*DATASET EXTRACT*.
· · · · ·

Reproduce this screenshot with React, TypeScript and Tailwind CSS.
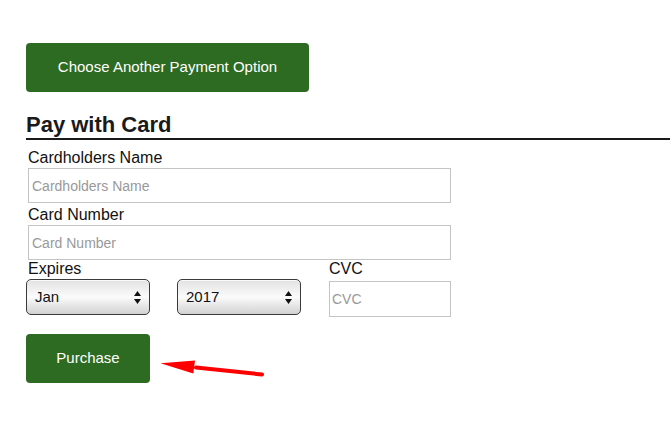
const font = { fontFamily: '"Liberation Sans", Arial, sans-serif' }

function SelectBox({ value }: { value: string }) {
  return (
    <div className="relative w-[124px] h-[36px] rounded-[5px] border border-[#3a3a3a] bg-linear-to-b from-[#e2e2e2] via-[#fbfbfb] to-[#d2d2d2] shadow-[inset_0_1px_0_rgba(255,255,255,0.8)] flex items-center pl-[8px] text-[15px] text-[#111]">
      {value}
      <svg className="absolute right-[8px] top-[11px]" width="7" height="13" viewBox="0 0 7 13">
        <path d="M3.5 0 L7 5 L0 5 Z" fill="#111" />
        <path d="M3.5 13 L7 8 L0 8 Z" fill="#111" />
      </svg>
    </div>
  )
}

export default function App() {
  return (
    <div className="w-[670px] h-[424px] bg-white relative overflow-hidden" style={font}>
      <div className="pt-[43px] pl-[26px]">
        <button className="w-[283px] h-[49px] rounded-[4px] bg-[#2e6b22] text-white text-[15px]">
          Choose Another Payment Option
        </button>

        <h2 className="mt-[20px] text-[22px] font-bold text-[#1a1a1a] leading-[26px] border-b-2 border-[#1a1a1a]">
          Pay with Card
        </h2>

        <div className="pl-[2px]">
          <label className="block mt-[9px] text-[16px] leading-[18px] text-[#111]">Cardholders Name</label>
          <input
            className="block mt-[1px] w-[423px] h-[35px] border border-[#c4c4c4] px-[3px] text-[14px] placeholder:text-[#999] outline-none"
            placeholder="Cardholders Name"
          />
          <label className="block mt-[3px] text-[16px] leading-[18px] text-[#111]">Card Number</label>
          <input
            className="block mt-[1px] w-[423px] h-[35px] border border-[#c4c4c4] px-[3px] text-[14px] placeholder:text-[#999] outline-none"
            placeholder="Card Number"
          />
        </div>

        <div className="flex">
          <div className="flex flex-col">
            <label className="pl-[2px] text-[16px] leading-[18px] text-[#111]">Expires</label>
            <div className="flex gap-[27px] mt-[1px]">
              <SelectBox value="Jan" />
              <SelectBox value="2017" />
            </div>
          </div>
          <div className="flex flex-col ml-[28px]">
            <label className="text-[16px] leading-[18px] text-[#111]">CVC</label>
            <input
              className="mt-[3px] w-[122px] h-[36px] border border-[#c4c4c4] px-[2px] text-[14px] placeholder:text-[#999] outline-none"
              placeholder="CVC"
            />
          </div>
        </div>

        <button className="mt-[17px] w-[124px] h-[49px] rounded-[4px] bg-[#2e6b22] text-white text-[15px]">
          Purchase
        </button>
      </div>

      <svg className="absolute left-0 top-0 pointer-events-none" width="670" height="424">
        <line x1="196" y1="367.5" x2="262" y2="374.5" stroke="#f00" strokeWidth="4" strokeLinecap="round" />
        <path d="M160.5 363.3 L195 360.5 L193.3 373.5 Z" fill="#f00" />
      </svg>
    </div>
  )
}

· · · · ·

*REQUIREMENTS*. Retype the whole listing exactly and leave the pictures out.

*RESULT OF THIS EXERCISE*.
Reproduce this screenshot with React, TypeScript and Tailwind CSS.
const font = { fontFamily: '"Liberation Sans", Arial, sans-serif' }

function SelectBox({ value }: { value: string }) {
  return (
    <div className="relative w-[124px] h-[36px] rounded-[5px] border border-[#3a3a3a] bg-linear-to-b from-[#e2e2e2] via-[#fbfbfb] to-[#d2d2d2] shadow-[inset_0_1px_0_rgba(255,255,255,0.8)] flex items-center pl-[8px] text-[15px] text-[#111]">
      {value}
      <svg className="absolute right-[8px] top-[11px]" width="7" height="13" viewBox="0 0 7 13">
        <path d="M3.5 0 L7 5 L0 5 Z" fill="#111" />
        <path d="M3.5 13 L7 8 L0 8 Z" fill="#111" />
      </svg>
    </div>
  )
}

export default function App() {
  return (
    <div className="w-[670px] h-[424px] bg-white relative overflow-hidden" style={font}>
      <div className="pt-[43px] pl-[26px]">
        <button className="w-[283px] h-[49px] rounded-[4px] bg-[#2e6b22] text-white text-[15px]">
          Choose Another Payment Option
        </button>

        <h2 className="mt-[20px] text-[22px] font-bold text-[#1a1a1a] leading-[26px] border-b-2 border-[#1a1a1a]">
          Pay with Card
        </h2>

        <div className="pl-[2px]">
          <label className="block mt-[9px] text-[16px] leading-[18px] text-[#111]">Cardholders Name</label>
          <input
            className="block mt-[1px] w-[423px] h-[35px] border border-[#c4c4c4] px-[3px] text-[14px] placeholder:text-[#999] outline-none"
            placeholder="Cardholders Name"
          />
          <label className="block mt-[3px] text-[16px] leading-[18px] text-[#111]">Card Number</label>
          <input
            className="block mt-[1px] w-[423px] h-[35px] border border-[#c4c4c4] px-[3px] text-[14px] placeholder:text-[#999] outline-none"
            placeholder="Card Number"
          />
        </div>

        <div className="flex">
          <div className="flex flex-col">
            <label className="pl-[2px] text-[16px] leading-[18px] text-[#111]">Expires</label>
            <div className="flex gap-[27px] mt-[1px]">
              <SelectBox value="Jan" />
              <SelectBox value="2017" />
            </div>
          </div>
          <div className="flex flex-col ml-[28px]">
            <label className="text-[16px] leading-[18px] text-[#111]">CVC</label>
            <input
              className="mt-[3px] w-[122px] h-[36px] border border-[#c4c4c4] px-[2px] text-[14px] placeholder:text-[#999] outline-none"
              placeholder="CVC"
            />
          </div>
        </div>

        <button className="mt-[17px] w-[124px] h-[49px] rounded-[4px] bg-[#2e6b22] text-white text-[15px]">
          Purchase
        </button>
      </div>

      <svg className="absolute left-0 top-0 pointer-events-none" width="670" height="424">
        <line x1="196" y1="367.5" x2="262" y2="374.5" stroke="#f00" strokeWidth="4" strokeLinecap="round" />
        <path d="M160.5 363.3 L195 360.5 L193.3 373.5 Z" fill="#f00" />
      </svg>
    </div>
  )
}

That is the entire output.